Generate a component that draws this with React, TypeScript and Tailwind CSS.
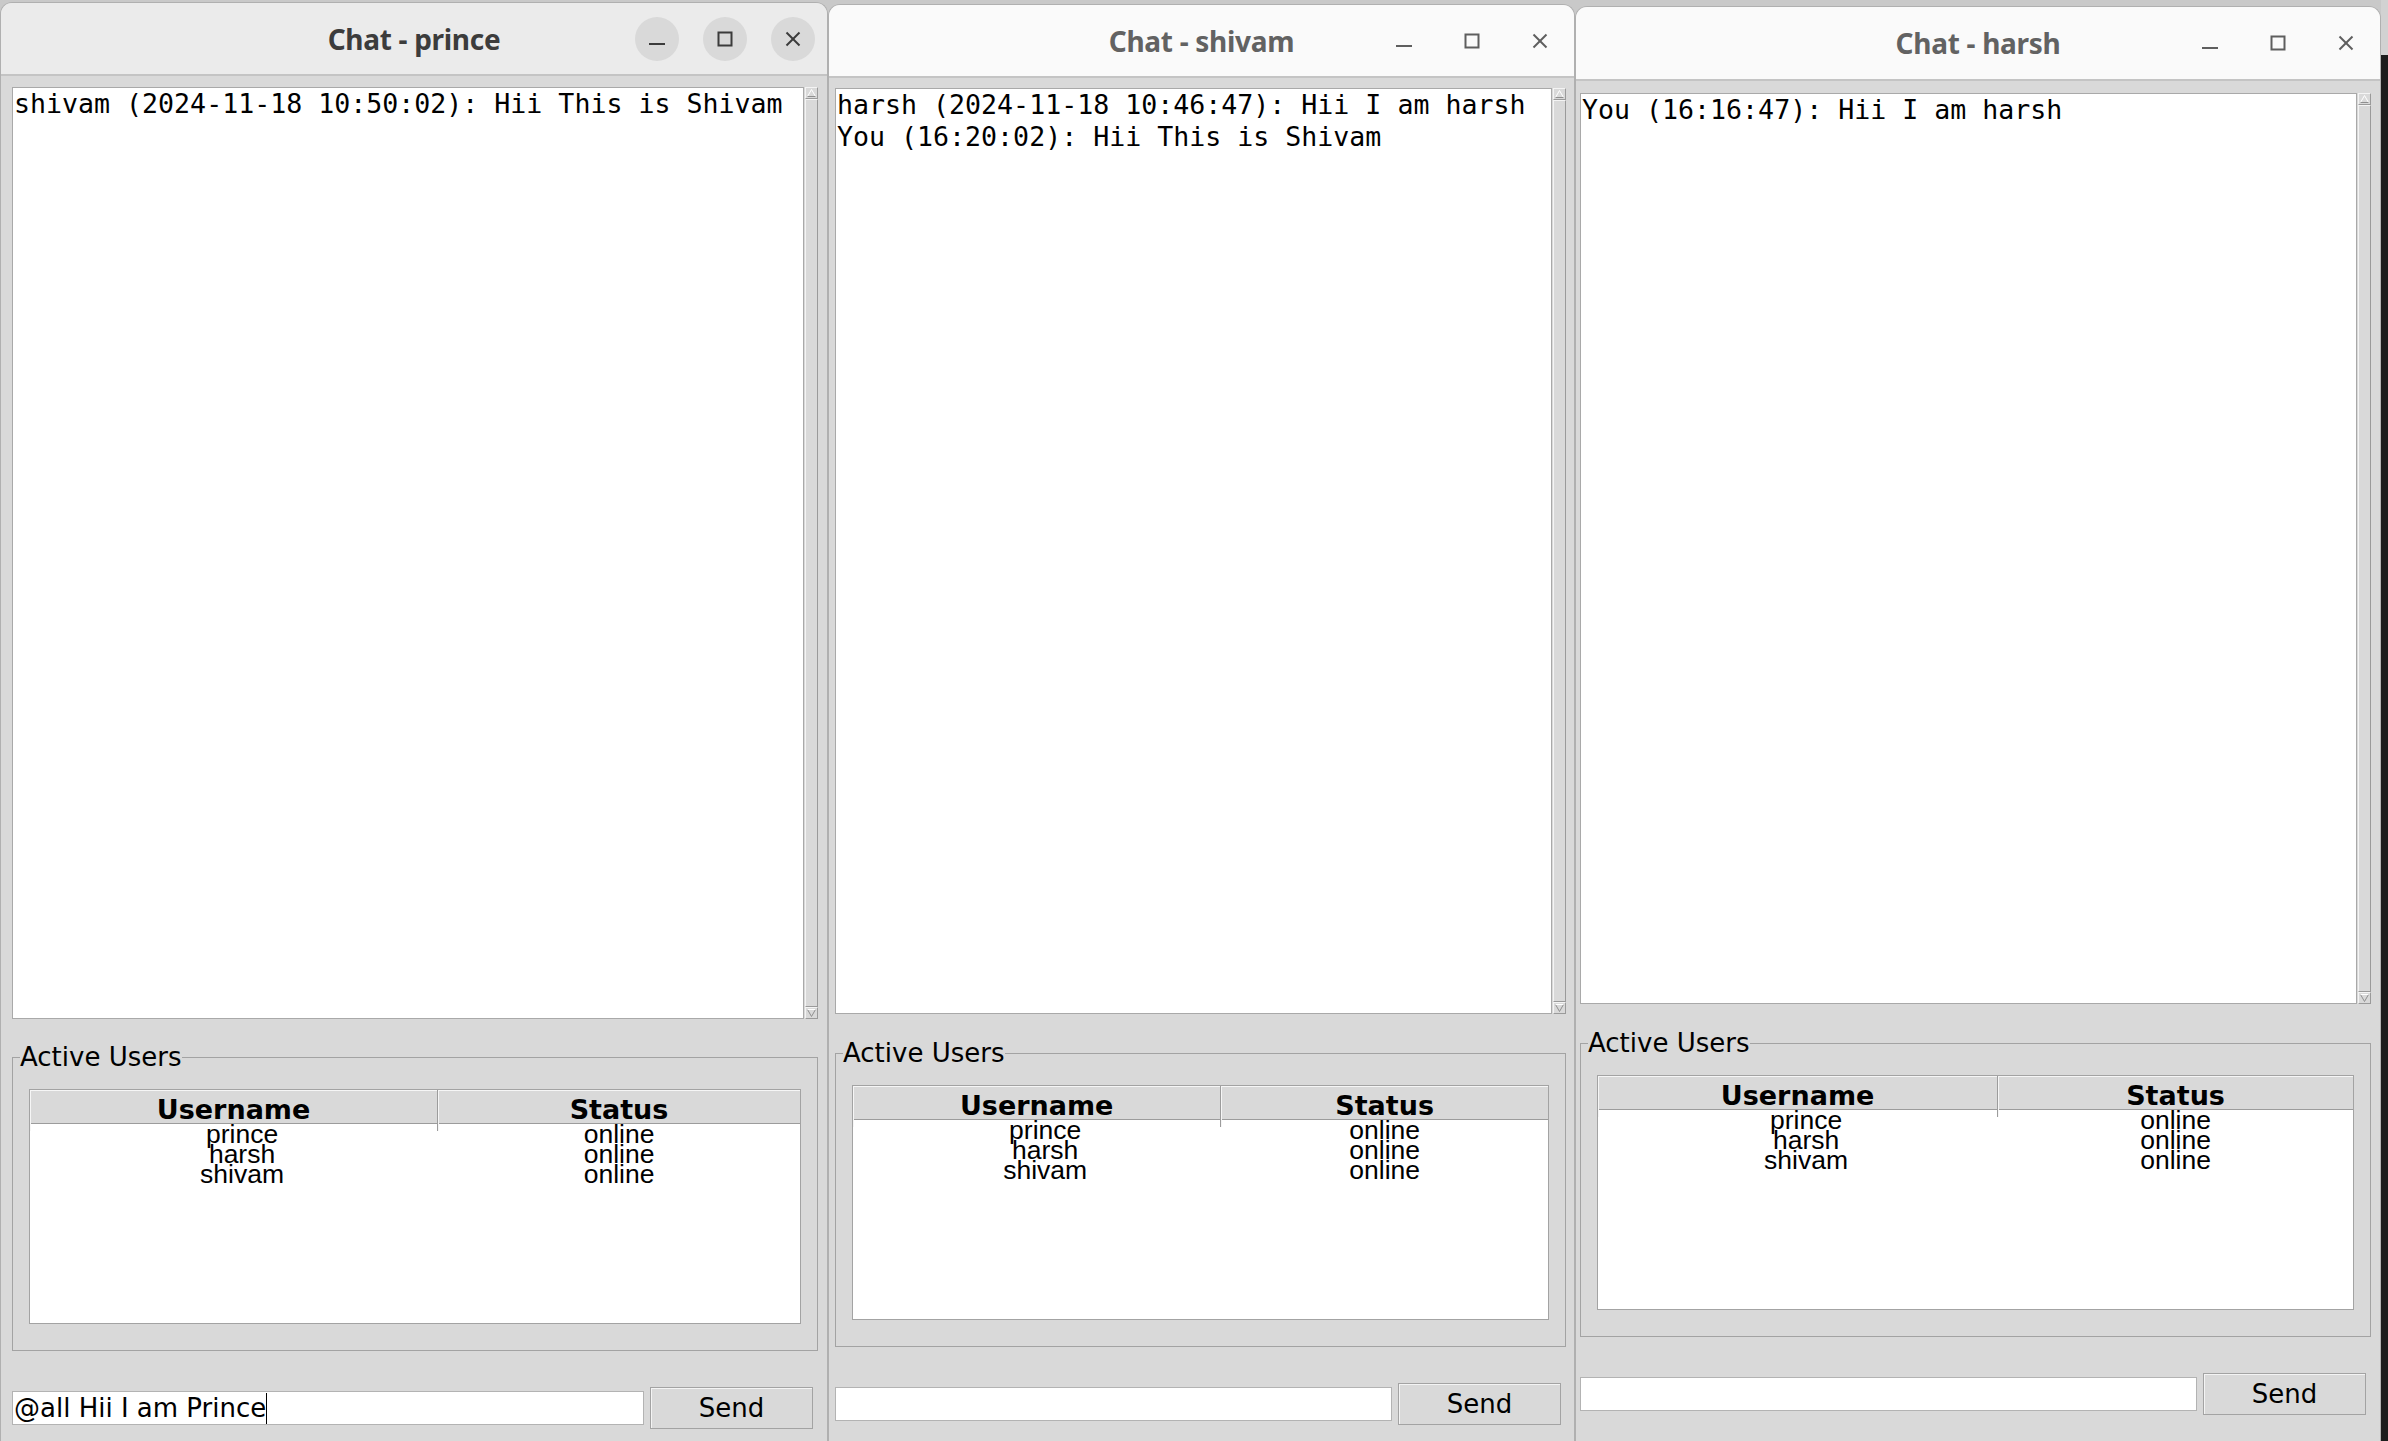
import React from "react";

type ChatWin = {
  title: string;
  active?: boolean;
  lines: string[];
  draft: string;
  frame: string;
  bar: string;
  body: string;
  log: string;
  group: string;
};

const users = [
  { name: "prince", status: "online" },
  { name: "harsh", status: "online" },
  { name: "shivam", status: "online" },
];

const windows: ChatWin[] = [
  {
    title: "Chat - prince",
    active: true,
    lines: ["shivam (2024-11-18 10:50:02): Hii This is Shivam"],
    draft: "@all Hii I am Prince",
    frame: "w-[828px] mt-[2px]",
    bar: "h-[73px] bg-[#ebebeb]",
    body: "pt-[11px] pl-[11px] pr-[9px]",
    log: "h-[932px]",
    group: "mt-[23px]",
  },
  {
    title: "Chat - shivam",
    lines: ["harsh (2024-11-18 10:46:47): Hii I am harsh", "You (16:20:02): Hii This is Shivam"],
    draft: "",
    frame: "w-[747px] mt-[4px]",
    bar: "h-[73px] bg-[#fafafa]",
    body: "pt-[10px] pl-[6px] pr-[8px]",
    log: "h-[926px]",
    group: "mt-[24px]",
  },
  {
    title: "Chat - harsh",
    lines: ["You (16:16:47): Hii I am harsh"],
    draft: "",
    frame: "w-[806px] mt-[6px]",
    bar: "h-[74px] bg-[#fafafa]",
    body: "pt-[12px] pl-[4px] pr-[9px]",
    log: "h-[911px]",
    group: "mt-[24px]",
  },
];

const sans = "font-['DejaVu_Sans','Liberation_Sans',sans-serif]";

function WinButton({ kind, active }: { kind: "min" | "max" | "close"; active?: boolean }) {
  const color = active ? "#3b3b3b" : "#5e5e5e";
  return (
    <span
      className={`flex h-[44px] w-[44px] items-center justify-center rounded-full ${active ? "bg-[#d9d9d9]" : ""}`}
    >
      <svg width="16" height="16" viewBox="0 0 16 16" fill="none" stroke={color} strokeWidth="2">
        {kind === "min" && <line x1="0" y1="13" x2="16" y2="13" />}
        {kind === "max" && <rect x="1.5" y="1.5" width="13" height="13" />}
        {kind === "close" && (
          <>
            <line x1="1.5" y1="1.5" x2="14.5" y2="14.5" />
            <line x1="14.5" y1="1.5" x2="1.5" y2="14.5" />
          </>
        )}
      </svg>
    </span>
  );
}

function Arrow({ up }: { up?: boolean }) {
  return (
    <div className="flex h-[12px] items-center justify-center border border-[#f4f4f4] border-r-[#9a9a9a] border-b-[#9a9a9a]">
      <svg width="9" height="8" viewBox="0 0 9 8">
        {up ? (
          <>
            <polyline points="0.5,7.5 4.5,0.5 8.5,7.5" fill="none" stroke="#ffffff" />
            <line x1="0.5" y1="7.5" x2="8.5" y2="7.5" stroke="#8f8f8f" />
          </>
        ) : (
          <>
            <polyline points="0.5,0.5 4.5,7.5 8.5,0.5" fill="none" stroke="#8f8f8f" />
            <line x1="0.5" y1="0.5" x2="8.5" y2="0.5" stroke="#ffffff" />
          </>
        )}
      </svg>
    </div>
  );
}

function Scrollbar() {
  return (
    <div className="ml-px flex w-[13px] shrink-0 flex-col bg-[#d9d9d9]">
      <Arrow up />
      <div className="flex-1 border border-[#f4f4f4] border-r-[#9a9a9a] border-b-[#9a9a9a]" />
      <Arrow />
    </div>
  );
}

function UserTable() {
  return (
    <div className="mx-[16px] flex h-[235px] flex-col border border-[#a3a3a3] bg-white">
      <div className={`grid h-[34px] shrink-0 grid-cols-[53%_47%] border-b border-[#9c9c9c] bg-[#d9d9d9] ${sans} text-[27px] font-bold text-black`}>
        <div className="flex items-center justify-center border-r border-[#9c9c9c] shadow-[inset_1px_1px_0_#f6f6f6]">Username</div>
        <div className="flex items-center justify-center shadow-[inset_1px_1px_0_#f6f6f6]">Status</div>
      </div>
      <div className="font-['Liberation_Sans',Arial,sans-serif] text-[26.5px] text-black">
        {users.map((u) => (
          <div key={u.name} className="grid h-[20px] grid-cols-[53%_47%] leading-[20px]">
            <div className="pl-[16px] text-center">{u.name}</div>
            <div className="text-center">{u.status}</div>
          </div>
        ))}
      </div>
    </div>
  );
}

function ChatWindow({ w }: { w: ChatWin }) {
  return (
    <div className={`flex shrink-0 flex-col overflow-hidden rounded-t-[12px] border border-b-0 border-[#b0b0b0] bg-[#d9d9d9] ${w.frame}`}>
      <div className={`grid shrink-0 grid-cols-[1fr_auto_1fr] items-center border-b-2 border-[#c4c4c4] ${w.bar}`}>
        <div />
        <div
          className={`font-['Noto_Sans','Open_Sans',sans-serif] text-[28px] font-bold tracking-[-0.3px] ${w.active ? "text-[#3c3c3c]" : "text-[#626262]"}`}
        >
          {w.title}
        </div>
        <div className="flex justify-end gap-[24px] pr-[12px]">
          <WinButton kind="min" active={w.active} />
          <WinButton kind="max" active={w.active} />
          <WinButton kind="close" active={w.active} />
        </div>
      </div>

      <div className={`flex flex-col ${w.body}`}>
        <div className={`flex ${w.log}`}>
          <div className="flex-1 border border-[#a9a9a9] bg-white px-px font-['DejaVu_Sans_Mono','Liberation_Mono',monospace] text-[26.6px] leading-[32px] text-black">
            {w.lines.map((line) => (
              <div key={line} className="whitespace-pre">
                {line}
              </div>
            ))}
          </div>
          <Scrollbar />
        </div>

        <fieldset className={`border border-[#a3a3a3] pb-[26px] ${w.group}`}>
          <legend className={`ml-[7px] ${sans} text-[26px] leading-[30px] text-black`}>Active Users</legend>
          <div className="pt-[17px]">
            <UserTable />
          </div>
        </fieldset>

        <div className="mt-[36px] flex items-center gap-[6px] pr-[5px]">
          <div className={`flex h-[34px] flex-1 items-center overflow-hidden whitespace-nowrap border border-[#b3b3b3] bg-white pl-px ${sans} text-[26px] text-black`}>
            {w.draft}
            {w.active && <span className="inline-block h-[31px] w-px bg-black" />}
          </div>
          <button className={`flex h-[42px] w-[163px] items-center justify-center border border-[#a3a3a3] bg-[#d9d9d9] shadow-[inset_1px_1px_0_#f4f4f4] ${sans} text-[26px] text-black`}>
            Send
          </button>
        </div>
      </div>
    </div>
  );
}

export default function App() {
  return (
    <div className="flex h-[1441px] w-[2388px] overflow-hidden bg-[#c9c9c9]">
      {windows.map((w) => (
        <ChatWindow key={w.title} w={w} />
      ))}
      <div className="flex w-[7px] shrink-0 flex-col">
        <div className="h-[55px] bg-[#d2d2d2]" />
        <div className="flex-1 bg-[#1c1c1c]" />
      </div>
    </div>
  );
}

# BRIEF:
Write out each line again precisely as it appears, skipping every picture.

# ANSWER BELOW:
Generate a component that draws this with React, TypeScript and Tailwind CSS.
import React from "react";

type ChatWin = {
  title: string;
  active?: boolean;
  lines: string[];
  draft: string;
  frame: string;
  bar: string;
  body: string;
  log: string;
  group: string;
};

const users = [
  { name: "prince", status: "online" },
  { name: "harsh", status: "online" },
  { name: "shivam", status: "online" },
];

const windows: ChatWin[] = [
  {
    title: "Chat - prince",
    active: true,
    lines: ["shivam (2024-11-18 10:50:02): Hii This is Shivam"],
    draft: "@all Hii I am Prince",
    frame: "w-[828px] mt-[2px]",
    bar: "h-[73px] bg-[#ebebeb]",
    body: "pt-[11px] pl-[11px] pr-[9px]",
    log: "h-[932px]",
    group: "mt-[23px]",
  },
  {
    title: "Chat - shivam",
    lines: ["harsh (2024-11-18 10:46:47): Hii I am harsh", "You (16:20:02): Hii This is Shivam"],
    draft: "",
    frame: "w-[747px] mt-[4px]",
    bar: "h-[73px] bg-[#fafafa]",
    body: "pt-[10px] pl-[6px] pr-[8px]",
    log: "h-[926px]",
    group: "mt-[24px]",
  },
  {
    title: "Chat - harsh",
    lines: ["You (16:16:47): Hii I am harsh"],
    draft: "",
    frame: "w-[806px] mt-[6px]",
    bar: "h-[74px] bg-[#fafafa]",
    body: "pt-[12px] pl-[4px] pr-[9px]",
    log: "h-[911px]",
    group: "mt-[24px]",
  },
];

const sans = "font-['DejaVu_Sans','Liberation_Sans',sans-serif]";

function WinButton({ kind, active }: { kind: "min" | "max" | "close"; active?: boolean }) {
  const color = active ? "#3b3b3b" : "#5e5e5e";
  return (
    <span
      className={`flex h-[44px] w-[44px] items-center justify-center rounded-full ${active ? "bg-[#d9d9d9]" : ""}`}
    >
      <svg width="16" height="16" viewBox="0 0 16 16" fill="none" stroke={color} strokeWidth="2">
        {kind === "min" && <line x1="0" y1="13" x2="16" y2="13" />}
        {kind === "max" && <rect x="1.5" y="1.5" width="13" height="13" />}
        {kind === "close" && (
          <>
            <line x1="1.5" y1="1.5" x2="14.5" y2="14.5" />
            <line x1="14.5" y1="1.5" x2="1.5" y2="14.5" />
          </>
        )}
      </svg>
    </span>
  );
}

function Arrow({ up }: { up?: boolean }) {
  return (
    <div className="flex h-[12px] items-center justify-center border border-[#f4f4f4] border-r-[#9a9a9a] border-b-[#9a9a9a]">
      <svg width="9" height="8" viewBox="0 0 9 8">
        {up ? (
          <>
            <polyline points="0.5,7.5 4.5,0.5 8.5,7.5" fill="none" stroke="#ffffff" />
            <line x1="0.5" y1="7.5" x2="8.5" y2="7.5" stroke="#8f8f8f" />
          </>
        ) : (
          <>
            <polyline points="0.5,0.5 4.5,7.5 8.5,0.5" fill="none" stroke="#8f8f8f" />
            <line x1="0.5" y1="0.5" x2="8.5" y2="0.5" stroke="#ffffff" />
          </>
        )}
      </svg>
    </div>
  );
}

function Scrollbar() {
  return (
    <div className="ml-px flex w-[13px] shrink-0 flex-col bg-[#d9d9d9]">
      <Arrow up />
      <div className="flex-1 border border-[#f4f4f4] border-r-[#9a9a9a] border-b-[#9a9a9a]" />
      <Arrow />
    </div>
  );
}

function UserTable() {
  return (
    <div className="mx-[16px] flex h-[235px] flex-col border border-[#a3a3a3] bg-white">
      <div className={`grid h-[34px] shrink-0 grid-cols-[53%_47%] border-b border-[#9c9c9c] bg-[#d9d9d9] ${sans} text-[27px] font-bold text-black`}>
        <div className="flex items-center justify-center border-r border-[#9c9c9c] shadow-[inset_1px_1px_0_#f6f6f6]">Username</div>
        <div className="flex items-center justify-center shadow-[inset_1px_1px_0_#f6f6f6]">Status</div>
      </div>
      <div className="font-['Liberation_Sans',Arial,sans-serif] text-[26.5px] text-black">
        {users.map((u) => (
          <div key={u.name} className="grid h-[20px] grid-cols-[53%_47%] leading-[20px]">
            <div className="pl-[16px] text-center">{u.name}</div>
            <div className="text-center">{u.status}</div>
          </div>
        ))}
      </div>
    </div>
  );
}

function ChatWindow({ w }: { w: ChatWin }) {
  return (
    <div className={`flex shrink-0 flex-col overflow-hidden rounded-t-[12px] border border-b-0 border-[#b0b0b0] bg-[#d9d9d9] ${w.frame}`}>
      <div className={`grid shrink-0 grid-cols-[1fr_auto_1fr] items-center border-b-2 border-[#c4c4c4] ${w.bar}`}>
        <div />
        <div
          className={`font-['Noto_Sans','Open_Sans',sans-serif] text-[28px] font-bold tracking-[-0.3px] ${w.active ? "text-[#3c3c3c]" : "text-[#626262]"}`}
        >
          {w.title}
        </div>
        <div className="flex justify-end gap-[24px] pr-[12px]">
          <WinButton kind="min" active={w.active} />
          <WinButton kind="max" active={w.active} />
          <WinButton kind="close" active={w.active} />
        </div>
      </div>

      <div className={`flex flex-col ${w.body}`}>
        <div className={`flex ${w.log}`}>
          <div className="flex-1 border border-[#a9a9a9] bg-white px-px font-['DejaVu_Sans_Mono','Liberation_Mono',monospace] text-[26.6px] leading-[32px] text-black">
            {w.lines.map((line) => (
              <div key={line} className="whitespace-pre">
                {line}
              </div>
            ))}
          </div>
          <Scrollbar />
        </div>

        <fieldset className={`border border-[#a3a3a3] pb-[26px] ${w.group}`}>
          <legend className={`ml-[7px] ${sans} text-[26px] leading-[30px] text-black`}>Active Users</legend>
          <div className="pt-[17px]">
            <UserTable />
          </div>
        </fieldset>

        <div className="mt-[36px] flex items-center gap-[6px] pr-[5px]">
          <div className={`flex h-[34px] flex-1 items-center overflow-hidden whitespace-nowrap border border-[#b3b3b3] bg-white pl-px ${sans} text-[26px] text-black`}>
            {w.draft}
            {w.active && <span className="inline-block h-[31px] w-px bg-black" />}
          </div>
          <button className={`flex h-[42px] w-[163px] items-center justify-center border border-[#a3a3a3] bg-[#d9d9d9] shadow-[inset_1px_1px_0_#f4f4f4] ${sans} text-[26px] text-black`}>
            Send
          </button>
        </div>
      </div>
    </div>
  );
}

export default function App() {
  return (
    <div className="flex h-[1441px] w-[2388px] overflow-hidden bg-[#c9c9c9]">
      {windows.map((w) => (
        <ChatWindow key={w.title} w={w} />
      ))}
      <div className="flex w-[7px] shrink-0 flex-col">
        <div className="h-[55px] bg-[#d2d2d2]" />
        <div className="flex-1 bg-[#1c1c1c]" />
      </div>
    </div>
  );
}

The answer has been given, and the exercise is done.